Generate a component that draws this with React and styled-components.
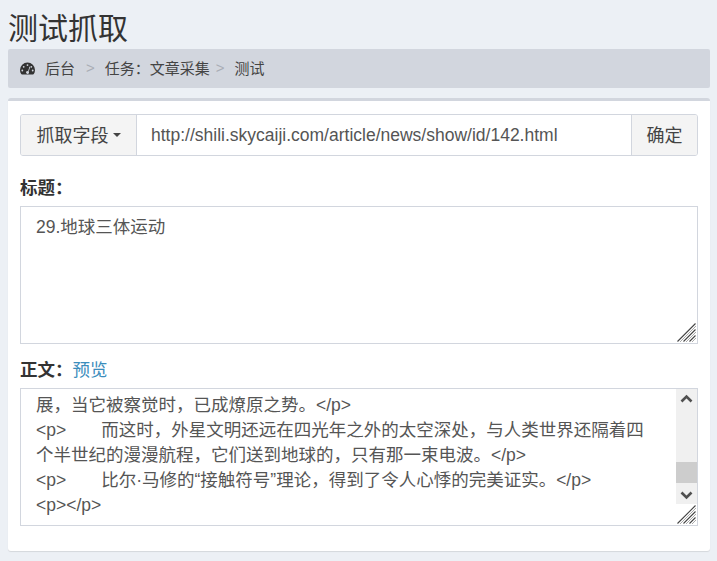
import React from 'react';
import styled, { createGlobalStyle } from 'styled-components';

const GlobalStyle = createGlobalStyle`
  html, body {
    margin: 0;
    padding: 0;
    background: #ecf0f5;
    overflow: hidden;
  }
  body {
    font-family: "Liberation Sans", "Noto Sans CJK SC", sans-serif;
    color: #333;
  }
`;

const Page = styled.div`
  width: 717px;
  height: 561px;
  padding: 0 7px 0 8px;
  box-sizing: border-box;
`;

const Title = styled.h1`
  margin: 0;
  padding-top: 10px;
  height: 49px;
  box-sizing: border-box;
  font-size: 30px;
  line-height: 38px;
  font-weight: 400;
  color: #333;
`;

const Breadcrumb = styled.div`
  display: flex;
  align-items: center;
  height: 39px;
  padding-left: 12px;
  background: #d2d6de;
  border-radius: 2px;
  font-size: 15px;
  color: #444;
`;

const Crumb = styled.span`
  margin-left: ${(p) => p.$gap}px;
  padding-bottom: 2px;
`;

const Sep = styled.span`
  margin-left: ${(p) => p.$gap}px;
  padding-bottom: 2px;
  color: #a9adb5;
`;

const Box = styled.div`
  margin-top: 10px;
  height: 453px;
  box-sizing: border-box;
  border-top: 3px solid #d2d6de;
  border-radius: 3px;
  background: #fff;
  padding: 13px 12px 0;
  box-shadow: 0 1px 1px rgba(0, 0, 0, 0.1);
`;

const InputGroup = styled.div`
  display: flex;
  height: 42px;
  box-sizing: border-box;
  border: 1px solid #d2d6de;
  border-radius: 3px;
  font-size: 17.5px;
  overflow: hidden;
`;

const Addon = styled.div`
  display: flex;
  align-items: center;
  justify-content: center;
  gap: 4px;
  width: ${(p) => p.$width}px;
  flex: none;
  box-sizing: border-box;
  padding-bottom: 2px;
  font-size: 18px;
  background: #f4f4f4;
  color: #444;
  ${(p) => (p.$left ? 'border-right: 1px solid #d2d6de;' : 'border-left: 1px solid #d2d6de;')}
`;

const Caret = styled.span`
  width: 0;
  height: 0;
  margin-top: 2px;
  border-left: 4.5px solid transparent;
  border-right: 4.5px solid transparent;
  border-top: 4.5px solid #444;
`;

const UrlField = styled.div`
  flex: 1;
  padding-left: 14px;
  line-height: 40px;
  color: #555;
`;

const Label = styled.div`
  margin-top: ${(p) => p.$top}px;
  margin-bottom: 4px;
  height: 28px;
  line-height: 28px;
  font-size: 17.5px;
  font-weight: 700;
  color: #333;
`;

const Link = styled.a`
  font-weight: 400;
  color: #3c8dbc;
`;

const TextBox = styled.div`
  position: relative;
  height: 138px;
  box-sizing: border-box;
  border: 1px solid #d2d6de;
  padding: ${(p) => p.$padTop}px 15px 0;
  font-size: 17.5px;
  line-height: 25px;
  color: #555;
  overflow: hidden;
`;

const Line = styled.div`
  white-space: pre;
`;

const Grip = styled.svg`
  position: absolute;
  right: 0;
  bottom: 0;
  width: 21px;
  height: 21px;
`;

const ScrollBar = styled.div`
  position: absolute;
  top: 0;
  right: 0;
  width: 21px;
  height: 115px;
  display: flex;
  flex-direction: column;
  background: #f0f0f0;
`;

const ScrollArrow = styled.svg`
  width: 21px;
  height: 17px;
  flex: none;
`;

const ScrollTrack = styled.div`
  flex: 1;
  display: flex;
  flex-direction: column;
  justify-content: flex-end;
`;

const ScrollThumb = styled.div`
  height: 21px;
  margin-bottom: 4px;
  background: #cdcdcd;
`;

const Gauge = () => (
  <svg width="15" height="13" viewBox="0 0 15 13" style={{ flex: 'none' }}>
    <path
      fillRule="evenodd"
      fill="#333"
      d="M7.5.5A7.5 7.5 0 0 0 0 8c0 1.5.4 2.9 1.2 4 .2.3.5.5.8.5h11c.3 0 .6-.2.8-.5.8-1.1 1.2-2.5 1.2-4A7.5 7.5 0 0 0 7.5.5zM7.5 2.2a.9.9 0 1 1 0 1.8.9.9 0 0 1 0-1.8zM3.7 3.9a.9.9 0 1 1 0 1.8.9.9 0 0 1 0-1.8zM11.3 3.9a.9.9 0 1 1 0 1.8.9.9 0 0 1 0-1.8zM2.3 7.6a.9.9 0 1 1 0 1.8.9.9 0 0 1 0-1.8zM12.7 7.6a.9.9 0 1 1 0 1.8.9.9 0 0 1 0-1.8zM9.5 4.6l.7.3-1.5 4.5a1.5 1.5 0 1 1-2.4.1 1.5 1.5 0 0 1 1.8-.3z"
    />
  </svg>
);

const ResizeGrip = () => (
  <Grip viewBox="0 0 21 21">
    <path d="M19.5 1.5 1.5 19.5M19.5 7.5 7.5 19.5M19.5 13.5 13.5 19.5" stroke="#444" strokeWidth="1.1" fill="none" />
    <path d="M20 4 4 20M20 10 10 20M20 16 16 20" stroke="#aaa" strokeWidth="1" fill="none" />
  </Grip>
);

const App = () => (
  <Page>
    <GlobalStyle />
    <Title>测试抓取</Title>
    <Breadcrumb>
      <Gauge />
      <Crumb $gap={10}>后台</Crumb>
      <Sep $gap={11}>&gt;</Sep>
      <Crumb $gap={10}>任务：文章采集</Crumb>
      <Sep $gap={6}>&gt;</Sep>
      <Crumb $gap={10}>测试</Crumb>
    </Breadcrumb>
    <Box>
      <InputGroup>
        <Addon $width={116} $left>
          抓取字段
          <Caret />
        </Addon>
        <UrlField>http://shili.skycaiji.com/article/news/show/id/142.html</UrlField>
        <Addon $width={66}>确定</Addon>
      </InputGroup>
      <Label $top={18}>标题：</Label>
      <TextBox $padTop={8}>
        <Line>29.地球三体运动</Line>
        <ResizeGrip />
      </TextBox>
      <Label $top={12}>
        正文：<Link>预览</Link>
      </Label>
      <TextBox $padTop={4}>
        <Line>展，当它被察觉时，已成燎原之势。&lt;/p&gt;</Line>
        <Line>&lt;p&gt;　　而这时，外星文明还远在四光年之外的太空深处，与人类世界还隔着四</Line>
        <Line>个半世纪的漫漫航程，它们送到地球的，只有那一束电波。&lt;/p&gt;</Line>
        <Line>&lt;p&gt;　　比尔·马修的“接触符号”理论，得到了令人心悸的完美证实。&lt;/p&gt;</Line>
        <Line>&lt;p&gt;&lt;/p&gt;</Line>
        <ScrollBar>
          <ScrollArrow viewBox="0 0 21 17">
            <path d="M5.5 12.5 10.5 7.5 15.5 12.5" stroke="#505050" strokeWidth="2.6" fill="none" />
          </ScrollArrow>
          <ScrollTrack>
            <ScrollThumb />
          </ScrollTrack>
          <ScrollArrow viewBox="0 0 21 17">
            <path d="M5.5 5.5 10.5 10.5 15.5 5.5" stroke="#505050" strokeWidth="2.6" fill="none" />
          </ScrollArrow>
        </ScrollBar>
        <ResizeGrip />
      </TextBox>
    </Box>
  </Page>
);

export default App;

▶ _Exercise prompt_:
Restate the entire listing word for word, excluding pictures.

▶ _Correct response_:
Generate a component that draws this with React and styled-components.
import React from 'react';
import styled, { createGlobalStyle } from 'styled-components';

const GlobalStyle = createGlobalStyle`
  html, body {
    margin: 0;
    padding: 0;
    background: #ecf0f5;
    overflow: hidden;
  }
  body {
    font-family: "Liberation Sans", "Noto Sans CJK SC", sans-serif;
    color: #333;
  }
`;

const Page = styled.div`
  width: 717px;
  height: 561px;
  padding: 0 7px 0 8px;
  box-sizing: border-box;
`;

const Title = styled.h1`
  margin: 0;
  padding-top: 10px;
  height: 49px;
  box-sizing: border-box;
  font-size: 30px;
  line-height: 38px;
  font-weight: 400;
  color: #333;
`;

const Breadcrumb = styled.div`
  display: flex;
  align-items: center;
  height: 39px;
  padding-left: 12px;
  background: #d2d6de;
  border-radius: 2px;
  font-size: 15px;
  color: #444;
`;

const Crumb = styled.span`
  margin-left: ${(p) => p.$gap}px;
  padding-bottom: 2px;
`;

const Sep = styled.span`
  margin-left: ${(p) => p.$gap}px;
  padding-bottom: 2px;
  color: #a9adb5;
`;

const Box = styled.div`
  margin-top: 10px;
  height: 453px;
  box-sizing: border-box;
  border-top: 3px solid #d2d6de;
  border-radius: 3px;
  background: #fff;
  padding: 13px 12px 0;
  box-shadow: 0 1px 1px rgba(0, 0, 0, 0.1);
`;

const InputGroup = styled.div`
  display: flex;
  height: 42px;
  box-sizing: border-box;
  border: 1px solid #d2d6de;
  border-radius: 3px;
  font-size: 17.5px;
  overflow: hidden;
`;

const Addon = styled.div`
  display: flex;
  align-items: center;
  justify-content: center;
  gap: 4px;
  width: ${(p) => p.$width}px;
  flex: none;
  box-sizing: border-box;
  padding-bottom: 2px;
  font-size: 18px;
  background: #f4f4f4;
  color: #444;
  ${(p) => (p.$left ? 'border-right: 1px solid #d2d6de;' : 'border-left: 1px solid #d2d6de;')}
`;

const Caret = styled.span`
  width: 0;
  height: 0;
  margin-top: 2px;
  border-left: 4.5px solid transparent;
  border-right: 4.5px solid transparent;
  border-top: 4.5px solid #444;
`;

const UrlField = styled.div`
  flex: 1;
  padding-left: 14px;
  line-height: 40px;
  color: #555;
`;

const Label = styled.div`
  margin-top: ${(p) => p.$top}px;
  margin-bottom: 4px;
  height: 28px;
  line-height: 28px;
  font-size: 17.5px;
  font-weight: 700;
  color: #333;
`;

const Link = styled.a`
  font-weight: 400;
  color: #3c8dbc;
`;

const TextBox = styled.div`
  position: relative;
  height: 138px;
  box-sizing: border-box;
  border: 1px solid #d2d6de;
  padding: ${(p) => p.$padTop}px 15px 0;
  font-size: 17.5px;
  line-height: 25px;
  color: #555;
  overflow: hidden;
`;

const Line = styled.div`
  white-space: pre;
`;

const Grip = styled.svg`
  position: absolute;
  right: 0;
  bottom: 0;
  width: 21px;
  height: 21px;
`;

const ScrollBar = styled.div`
  position: absolute;
  top: 0;
  right: 0;
  width: 21px;
  height: 115px;
  display: flex;
  flex-direction: column;
  background: #f0f0f0;
`;

const ScrollArrow = styled.svg`
  width: 21px;
  height: 17px;
  flex: none;
`;

const ScrollTrack = styled.div`
  flex: 1;
  display: flex;
  flex-direction: column;
  justify-content: flex-end;
`;

const ScrollThumb = styled.div`
  height: 21px;
  margin-bottom: 4px;
  background: #cdcdcd;
`;

const Gauge = () => (
  <svg width="15" height="13" viewBox="0 0 15 13" style={{ flex: 'none' }}>
    <path
      fillRule="evenodd"
      fill="#333"
      d="M7.5.5A7.5 7.5 0 0 0 0 8c0 1.5.4 2.9 1.2 4 .2.3.5.5.8.5h11c.3 0 .6-.2.8-.5.8-1.1 1.2-2.5 1.2-4A7.5 7.5 0 0 0 7.5.5zM7.5 2.2a.9.9 0 1 1 0 1.8.9.9 0 0 1 0-1.8zM3.7 3.9a.9.9 0 1 1 0 1.8.9.9 0 0 1 0-1.8zM11.3 3.9a.9.9 0 1 1 0 1.8.9.9 0 0 1 0-1.8zM2.3 7.6a.9.9 0 1 1 0 1.8.9.9 0 0 1 0-1.8zM12.7 7.6a.9.9 0 1 1 0 1.8.9.9 0 0 1 0-1.8zM9.5 4.6l.7.3-1.5 4.5a1.5 1.5 0 1 1-2.4.1 1.5 1.5 0 0 1 1.8-.3z"
    />
  </svg>
);

const ResizeGrip = () => (
  <Grip viewBox="0 0 21 21">
    <path d="M19.5 1.5 1.5 19.5M19.5 7.5 7.5 19.5M19.5 13.5 13.5 19.5" stroke="#444" strokeWidth="1.1" fill="none" />
    <path d="M20 4 4 20M20 10 10 20M20 16 16 20" stroke="#aaa" strokeWidth="1" fill="none" />
  </Grip>
);

const App = () => (
  <Page>
    <GlobalStyle />
    <Title>测试抓取</Title>
    <Breadcrumb>
      <Gauge />
      <Crumb $gap={10}>后台</Crumb>
      <Sep $gap={11}>&gt;</Sep>
      <Crumb $gap={10}>任务：文章采集</Crumb>
      <Sep $gap={6}>&gt;</Sep>
      <Crumb $gap={10}>测试</Crumb>
    </Breadcrumb>
    <Box>
      <InputGroup>
        <Addon $width={116} $left>
          抓取字段
          <Caret />
        </Addon>
        <UrlField>http://shili.skycaiji.com/article/news/show/id/142.html</UrlField>
        <Addon $width={66}>确定</Addon>
      </InputGroup>
      <Label $top={18}>标题：</Label>
      <TextBox $padTop={8}>
        <Line>29.地球三体运动</Line>
        <ResizeGrip />
      </TextBox>
      <Label $top={12}>
        正文：<Link>预览</Link>
      </Label>
      <TextBox $padTop={4}>
        <Line>展，当它被察觉时，已成燎原之势。&lt;/p&gt;</Line>
        <Line>&lt;p&gt;　　而这时，外星文明还远在四光年之外的太空深处，与人类世界还隔着四</Line>
        <Line>个半世纪的漫漫航程，它们送到地球的，只有那一束电波。&lt;/p&gt;</Line>
        <Line>&lt;p&gt;　　比尔·马修的“接触符号”理论，得到了令人心悸的完美证实。&lt;/p&gt;</Line>
        <Line>&lt;p&gt;&lt;/p&gt;</Line>
        <ScrollBar>
          <ScrollArrow viewBox="0 0 21 17">
            <path d="M5.5 12.5 10.5 7.5 15.5 12.5" stroke="#505050" strokeWidth="2.6" fill="none" />
          </ScrollArrow>
          <ScrollTrack>
            <ScrollThumb />
          </ScrollTrack>
          <ScrollArrow viewBox="0 0 21 17">
            <path d="M5.5 5.5 10.5 10.5 15.5 5.5" stroke="#505050" strokeWidth="2.6" fill="none" />
          </ScrollArrow>
        </ScrollBar>
        <ResizeGrip />
      </TextBox>
    </Box>
  </Page>
);

export default App;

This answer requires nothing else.